J.M. Coetzee - Homem Lento

Prêmio Nobel Literatura
J.M. Coetzee - Homem Lento - Editora Companhia das Letras - 280 páginas - Lançamento 18/06/2007 - Tradução de José Rubens Siqueira.

Paul Rayment é um típico protagonista desesperançado de Coetzee, um personagem triste e solitário, fotógrafo aposentado aos sessenta, divorciado e sem filhos, também sem parentes próximos e pais já falecidos. Bem, a sua vida está para piorar muito quando ao voltar de suas compras rotineiras, de bicicleta, recebe uma violenta colisão de um carro dirigido por um jovem. O acidente que abre o romance terá consequências trágicas para Paul Rayment que, antes que possa perceber o que está ocorrendo, sofrerá uma intervenção cirúrgica de emergência e a amputação de sua perna direita, uma continuação brutal do acidente e que mudará radicalmente a sua forma de encarar as perdas.
"O choque o colhe pela direita, duro, surpreendente e doloroso, como uma faisca elétrica, e levanta seu corpo da bicicleta. Relaxe!, ele diz a si mesmo enquanto voa pelo ar (...) Como um gato, diz a si mesmo: role, depois se ponha de pé, pronto para o que vier em seguida (...) Mas não é bem assim que as coisas acontecem. Seja porque suas pernas desobedecem, seja porque de momento está tonto (ouve, mais do que sente, o impacto do crânio no asfalto, distante, oco, como um golpe de marreta), ele absolutamente não se levanta; ao contrário, desliza metro após metro, sem parar, até se sentir quase embalado pelo deslizar."
A maneira como Coetzee conduz o início do romance, do acidente até os primeiros cuidados no hospital, é simplesmente magistral.
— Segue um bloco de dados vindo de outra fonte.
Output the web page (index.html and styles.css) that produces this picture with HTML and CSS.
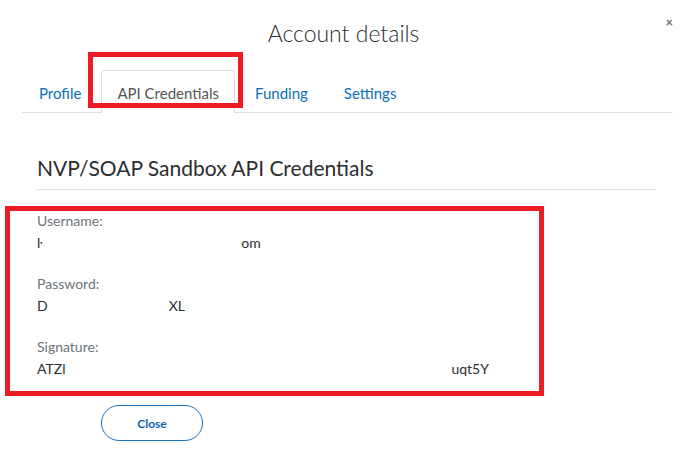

O nosso pobre protagonista está entregue à própria sorte em um mundo onde tudo parece estar envolto em uma "brancura inexorável" e tenta manter a sua dignidade, coisa que ele logo descobrirá ser impossível na sua condição atual. Esta luta contra a enfermidade, a velhice e a morte próxima é o tema principal deste romance, mas é uma luta muito desigual e injusta, como Coetzee não faz questão de esconder:
"O amor que ele pudesse ter tido pelo próprio corpo há muito desapareceu. Não tem interesse em consertá-lo, fazer com que volte a alguma eficiência ideal. O homem que era é apenas uma lembrança, e uma lembrança que depressa se apaga. Ainda tem a sensação de ser uma alma com uma vida anímica não diminuída; quanto ao resto, ele é apenas um saco de sangue e ossos que é forçado a carregar."
Paul Rayment tenta se agarrar a tudo o que ainda possa resgatar a sua humanidade ameaçada, inclusive a busca pelo amor na forma que for possível, mesmo que na imagem da enfermeira Marijana, imigrante croata casada e com três filhos, que o acompanha em casa durante a reabilitação.
"Um homem e uma mulher em uma tarde quente, por trás de portas fechadas. Podiam estar realizando um ato sexual. Mas não é nada disso. É apenas enfermagem, apenas cuidados (...) Uma frase da aula de catecismo de meio século atrás flutua em sua mente: 'não haverá mais homem e mulher, mas...' Mas o quê — o que seremos quando estivermos além de homem e mulher? Impossível para a mente mortal conceber. um dos mistérios."
Uma outra personagem famosa de dois romances anteriores do autor, a escritora Elizabeth Costello, alterego de Coetzee (ler aqui resenha do Mundo de K), entra na trama de maneira original e surpreendente, ajudando Coetzee a desenvolver as questões éticas e filosóficas da situação de Paul Rayment e a questão dos limites estreitos entre realidade e ficção.